A place for studying the horizon?
For dipping a toe in the water?
For casting off?
Or a place for lowering your sails?
For stepping onto dry land?
For coming ashore?
Is it a place for setting out or coming back? Much depends on the compass of your heart.
If for you, the dock is too short, out of desire or necessity, you build it forward, step by step, plank by plank, as you go—through the spray and the mist and the fog. And when you’ve built till you’re more coming than going, you see another shore—build, step, build, step. You are there.
This is crossing cultures. This is creating a bridge. This is going from home to home.
Then, at some point, out of desire or necessity, you step back onto the bridge. You must have been gone a long time, because what was once a complete span is now incomplete. You need to build to close the gaps. And at times you’re simply on a dock again, building to a shore you cannot yet see. Strange. It was a bridge before.
This time while you’re crossing, you find that in the mist there are others with you, and when they talk, you understand them, because they are speaking your language.
“Where are you from?” you hear someone ask, and the answer, “That’s an interesting question.” “You, too?” one says. “Me, too,” another replies. You understand them, not because you use the same words, but because when you speak those words you agree on the impreciseness of their meanings: near, far, hot, cold, friends, enemies, rich, poor, family, strangers, here, there, hello, goodbye. Their meanings are slippery, like the damp boards beneath your feet. And the slipperiness is comfortable.
In time, you cross the bridge again and again, sharing familiar greetings with those in the misty middle. But never do you set out without having to repair what was built before. You continue . . . build, step, build, step.
What is a bridge, but a paradox, leading from home to home, from not-home to not-home? Your heart’s compass spins. The shores, they push and pull, they give hugs at arms length, they don’t plan on changing, but they do. The same can be said of you.
And then, out of desire or necessity, you settle down farther inland. You put down roots in loose soil. There’s a dock over the next, next hill. You go to visit from time to time and walk its length. You listen to the slap of the waves. You breathe in the smell of the ocean. You taste the salt in the air . . . and you remember the sounds and the smells and the bitter-sweet flavors of where you used to be.
What do you see when you see a dock?
You put down roots in loose soil, but you still speak the language of the bridge.
These thoughts are inspired by Mission Training International‘s “Pair of Ducks.” MTI uses two rubber ducks—a “yay duck” and a “yuck duck”—to show cross-cultural workers and their kids that all the places where they’ve lived have their good and bad parts.
June 6, 2014 § 4 Comments
The vocabulary in the conversations was peppered with insider words and phrases. Of course there was global nomad itself, as well as TCK and Adult Third Culture Kid and army brat and MK. But there was also talk of using “English English” and recognizing something as “weirdly comforting.”
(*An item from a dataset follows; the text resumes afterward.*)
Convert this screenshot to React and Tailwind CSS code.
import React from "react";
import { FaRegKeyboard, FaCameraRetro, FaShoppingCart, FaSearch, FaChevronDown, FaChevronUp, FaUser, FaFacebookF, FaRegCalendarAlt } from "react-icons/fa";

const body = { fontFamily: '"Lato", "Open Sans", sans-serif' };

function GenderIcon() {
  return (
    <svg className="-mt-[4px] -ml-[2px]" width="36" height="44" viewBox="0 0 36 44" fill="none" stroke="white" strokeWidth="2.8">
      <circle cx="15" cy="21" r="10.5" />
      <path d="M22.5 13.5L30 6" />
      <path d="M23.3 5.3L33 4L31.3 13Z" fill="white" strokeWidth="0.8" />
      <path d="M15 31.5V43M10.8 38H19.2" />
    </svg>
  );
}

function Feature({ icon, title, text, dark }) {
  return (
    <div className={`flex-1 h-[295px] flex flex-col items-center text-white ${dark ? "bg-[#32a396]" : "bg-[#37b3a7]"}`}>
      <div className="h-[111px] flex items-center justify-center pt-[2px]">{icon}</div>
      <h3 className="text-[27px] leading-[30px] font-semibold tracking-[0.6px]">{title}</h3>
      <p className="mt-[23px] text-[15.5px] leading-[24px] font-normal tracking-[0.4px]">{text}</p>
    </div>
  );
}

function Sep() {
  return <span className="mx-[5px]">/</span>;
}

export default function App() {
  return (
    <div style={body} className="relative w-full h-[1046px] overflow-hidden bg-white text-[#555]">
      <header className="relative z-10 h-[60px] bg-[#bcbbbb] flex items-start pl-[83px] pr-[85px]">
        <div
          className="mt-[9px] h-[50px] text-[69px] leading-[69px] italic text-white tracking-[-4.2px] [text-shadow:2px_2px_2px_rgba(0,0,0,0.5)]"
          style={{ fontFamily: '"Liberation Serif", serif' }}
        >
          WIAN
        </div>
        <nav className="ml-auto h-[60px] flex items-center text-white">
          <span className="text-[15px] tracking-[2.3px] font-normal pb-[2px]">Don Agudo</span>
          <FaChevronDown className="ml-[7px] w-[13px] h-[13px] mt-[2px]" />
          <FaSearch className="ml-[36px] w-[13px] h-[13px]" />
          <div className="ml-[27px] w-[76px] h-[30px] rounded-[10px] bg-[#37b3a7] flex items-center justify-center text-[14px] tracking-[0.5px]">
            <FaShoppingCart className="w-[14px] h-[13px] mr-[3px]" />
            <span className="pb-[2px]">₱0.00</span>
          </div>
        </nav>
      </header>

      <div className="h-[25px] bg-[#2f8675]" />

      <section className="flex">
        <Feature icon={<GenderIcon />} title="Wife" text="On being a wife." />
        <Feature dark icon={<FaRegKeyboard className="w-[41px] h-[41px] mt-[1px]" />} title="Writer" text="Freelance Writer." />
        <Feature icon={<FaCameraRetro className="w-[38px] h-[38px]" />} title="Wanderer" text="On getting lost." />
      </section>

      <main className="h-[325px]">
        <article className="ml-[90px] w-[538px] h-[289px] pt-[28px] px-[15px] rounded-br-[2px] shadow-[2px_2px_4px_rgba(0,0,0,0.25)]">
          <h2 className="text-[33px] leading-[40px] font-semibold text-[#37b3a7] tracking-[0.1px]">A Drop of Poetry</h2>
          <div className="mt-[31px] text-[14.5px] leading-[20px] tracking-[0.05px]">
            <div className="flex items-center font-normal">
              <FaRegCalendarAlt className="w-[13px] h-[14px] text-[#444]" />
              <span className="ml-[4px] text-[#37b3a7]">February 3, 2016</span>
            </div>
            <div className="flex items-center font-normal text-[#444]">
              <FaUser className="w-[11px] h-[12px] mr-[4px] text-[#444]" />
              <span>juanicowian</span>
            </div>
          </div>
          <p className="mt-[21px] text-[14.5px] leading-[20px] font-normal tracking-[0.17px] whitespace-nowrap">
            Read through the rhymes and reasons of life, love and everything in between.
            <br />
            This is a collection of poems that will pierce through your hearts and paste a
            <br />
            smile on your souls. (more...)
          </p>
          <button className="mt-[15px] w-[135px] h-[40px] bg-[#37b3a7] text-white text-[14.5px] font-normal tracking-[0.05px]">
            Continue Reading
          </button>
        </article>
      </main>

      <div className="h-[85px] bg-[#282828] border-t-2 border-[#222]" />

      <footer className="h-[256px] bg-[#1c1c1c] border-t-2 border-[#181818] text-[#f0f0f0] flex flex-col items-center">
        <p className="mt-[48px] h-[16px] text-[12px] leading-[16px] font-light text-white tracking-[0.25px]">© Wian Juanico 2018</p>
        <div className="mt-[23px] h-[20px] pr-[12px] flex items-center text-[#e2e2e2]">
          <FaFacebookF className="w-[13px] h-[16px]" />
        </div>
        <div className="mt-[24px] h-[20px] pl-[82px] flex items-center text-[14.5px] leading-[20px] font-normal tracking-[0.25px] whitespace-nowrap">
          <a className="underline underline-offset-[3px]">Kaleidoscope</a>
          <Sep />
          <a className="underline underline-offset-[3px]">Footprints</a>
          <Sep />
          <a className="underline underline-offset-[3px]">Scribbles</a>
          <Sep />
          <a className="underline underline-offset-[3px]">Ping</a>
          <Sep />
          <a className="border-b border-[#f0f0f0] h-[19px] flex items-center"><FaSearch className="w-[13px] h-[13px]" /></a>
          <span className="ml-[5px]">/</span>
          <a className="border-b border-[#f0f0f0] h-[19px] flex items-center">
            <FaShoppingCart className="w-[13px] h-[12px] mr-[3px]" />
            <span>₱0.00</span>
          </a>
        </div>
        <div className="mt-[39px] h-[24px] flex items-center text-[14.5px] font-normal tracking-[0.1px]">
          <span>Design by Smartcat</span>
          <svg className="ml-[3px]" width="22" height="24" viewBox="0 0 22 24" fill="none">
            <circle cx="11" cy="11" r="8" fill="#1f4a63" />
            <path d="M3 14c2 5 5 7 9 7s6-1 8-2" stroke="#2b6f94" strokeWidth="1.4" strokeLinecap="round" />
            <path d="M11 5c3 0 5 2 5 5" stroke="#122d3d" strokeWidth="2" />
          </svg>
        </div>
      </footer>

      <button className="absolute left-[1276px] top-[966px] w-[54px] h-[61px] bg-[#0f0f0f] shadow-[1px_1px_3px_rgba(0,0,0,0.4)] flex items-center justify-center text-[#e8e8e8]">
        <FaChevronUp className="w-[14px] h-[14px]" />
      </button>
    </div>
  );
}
No one was in charge. No one gave a prepared presentation. Instead, we just talked. It was kind of like a panel discussion where the audience was the panel itself.
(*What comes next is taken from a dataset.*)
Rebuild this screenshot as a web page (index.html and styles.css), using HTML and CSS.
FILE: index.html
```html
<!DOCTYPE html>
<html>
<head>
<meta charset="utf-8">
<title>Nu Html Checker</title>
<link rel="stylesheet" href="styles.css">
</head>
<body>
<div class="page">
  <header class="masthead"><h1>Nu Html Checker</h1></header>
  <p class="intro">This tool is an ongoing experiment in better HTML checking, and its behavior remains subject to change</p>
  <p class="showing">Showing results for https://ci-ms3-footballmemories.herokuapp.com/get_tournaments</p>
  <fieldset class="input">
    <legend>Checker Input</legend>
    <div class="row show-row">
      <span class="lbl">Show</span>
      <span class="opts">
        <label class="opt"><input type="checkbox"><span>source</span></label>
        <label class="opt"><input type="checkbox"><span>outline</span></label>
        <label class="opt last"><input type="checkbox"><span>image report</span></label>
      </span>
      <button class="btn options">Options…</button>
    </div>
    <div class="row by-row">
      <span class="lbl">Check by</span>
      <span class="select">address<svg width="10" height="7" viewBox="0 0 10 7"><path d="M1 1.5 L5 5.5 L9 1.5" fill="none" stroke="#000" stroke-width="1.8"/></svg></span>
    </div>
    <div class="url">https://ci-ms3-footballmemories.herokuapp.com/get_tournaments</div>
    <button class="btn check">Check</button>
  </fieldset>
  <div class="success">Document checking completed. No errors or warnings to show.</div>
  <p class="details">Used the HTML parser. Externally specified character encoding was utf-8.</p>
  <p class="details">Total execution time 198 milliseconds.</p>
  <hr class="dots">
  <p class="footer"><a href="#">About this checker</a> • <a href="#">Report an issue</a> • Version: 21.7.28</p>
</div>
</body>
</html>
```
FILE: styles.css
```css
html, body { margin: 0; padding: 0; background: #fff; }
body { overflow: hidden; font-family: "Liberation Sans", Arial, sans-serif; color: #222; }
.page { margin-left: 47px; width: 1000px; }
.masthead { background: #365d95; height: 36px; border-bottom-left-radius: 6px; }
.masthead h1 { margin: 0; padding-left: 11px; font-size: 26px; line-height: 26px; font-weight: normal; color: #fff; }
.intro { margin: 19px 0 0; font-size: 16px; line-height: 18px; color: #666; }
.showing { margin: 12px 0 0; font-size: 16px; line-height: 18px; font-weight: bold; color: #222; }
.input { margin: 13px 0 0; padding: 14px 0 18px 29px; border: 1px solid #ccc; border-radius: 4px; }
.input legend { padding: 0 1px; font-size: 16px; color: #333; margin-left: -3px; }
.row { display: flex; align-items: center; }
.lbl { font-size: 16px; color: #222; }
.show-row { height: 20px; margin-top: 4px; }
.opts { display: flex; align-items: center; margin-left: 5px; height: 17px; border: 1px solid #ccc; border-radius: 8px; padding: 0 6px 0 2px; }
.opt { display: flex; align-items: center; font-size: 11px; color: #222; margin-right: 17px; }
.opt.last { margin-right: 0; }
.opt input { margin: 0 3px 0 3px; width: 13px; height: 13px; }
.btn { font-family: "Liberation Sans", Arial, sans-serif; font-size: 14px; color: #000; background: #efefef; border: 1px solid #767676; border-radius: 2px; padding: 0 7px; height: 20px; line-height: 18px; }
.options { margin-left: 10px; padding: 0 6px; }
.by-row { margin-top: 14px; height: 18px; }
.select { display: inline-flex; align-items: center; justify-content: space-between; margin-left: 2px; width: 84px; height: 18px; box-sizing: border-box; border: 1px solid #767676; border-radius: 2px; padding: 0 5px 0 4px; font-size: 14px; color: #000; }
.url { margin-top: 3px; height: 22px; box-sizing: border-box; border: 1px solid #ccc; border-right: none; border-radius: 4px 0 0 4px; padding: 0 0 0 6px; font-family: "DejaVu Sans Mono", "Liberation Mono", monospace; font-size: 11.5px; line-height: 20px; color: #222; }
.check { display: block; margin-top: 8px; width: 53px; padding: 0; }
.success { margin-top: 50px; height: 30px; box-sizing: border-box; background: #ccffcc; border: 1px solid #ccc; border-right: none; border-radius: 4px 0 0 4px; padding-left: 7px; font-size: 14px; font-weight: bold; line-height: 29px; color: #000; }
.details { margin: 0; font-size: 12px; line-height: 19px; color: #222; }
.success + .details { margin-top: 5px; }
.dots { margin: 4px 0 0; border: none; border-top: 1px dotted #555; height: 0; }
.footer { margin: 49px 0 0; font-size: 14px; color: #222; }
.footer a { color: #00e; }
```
Everyone there was a professional in higher education, but the backgrounds and countries represented were diverse. I was the first one to arrive, and as others came into the room, I asked them, out of habit, “Where are you from?” I only meant “Where do you live?” or “Where did you arrive here from?” I really wasn’t looking for a philosophical response, but in this group, it may have felt as if I were. One person responded with something like, “Oh, that is the question, isn’t it?”
We went around the room and introduced ourselves, and as people continued to join us, we introduced ourselves again. One person had started a group for global nomads on her college campus. One had done her doctoral dissertation on TCKs and university life. One had married an Adult TCK. One was preparing to move overseas.
One mentioned a book he’d read about authors who’d grown up abroad. When I later searched for it on the internet, I found out it is Antje M. Rauwerda’s The Writer and the Overseas Childhood: The Third Culture Literature of Kingsolver, McEwan and Others. While I was looking, I also ran across Writing out of Limbo: International Childhoods, Global Nomads and Third Culture Kids, a compilation of essays by and about TCKs, edited by
My search also led me to a blog post written by Sichel, who, along with Eidse, also edited Unrooted Childhoods: Memoirs of Growing Up Global—a book that I’d put on my list long ago. In her post, “The Trouble with Third Culture Kids,” Sichel talks, in the context of children’s mental health, about “chameleons,” “adjustment problems,” “TCK grief,” and “existential loss.”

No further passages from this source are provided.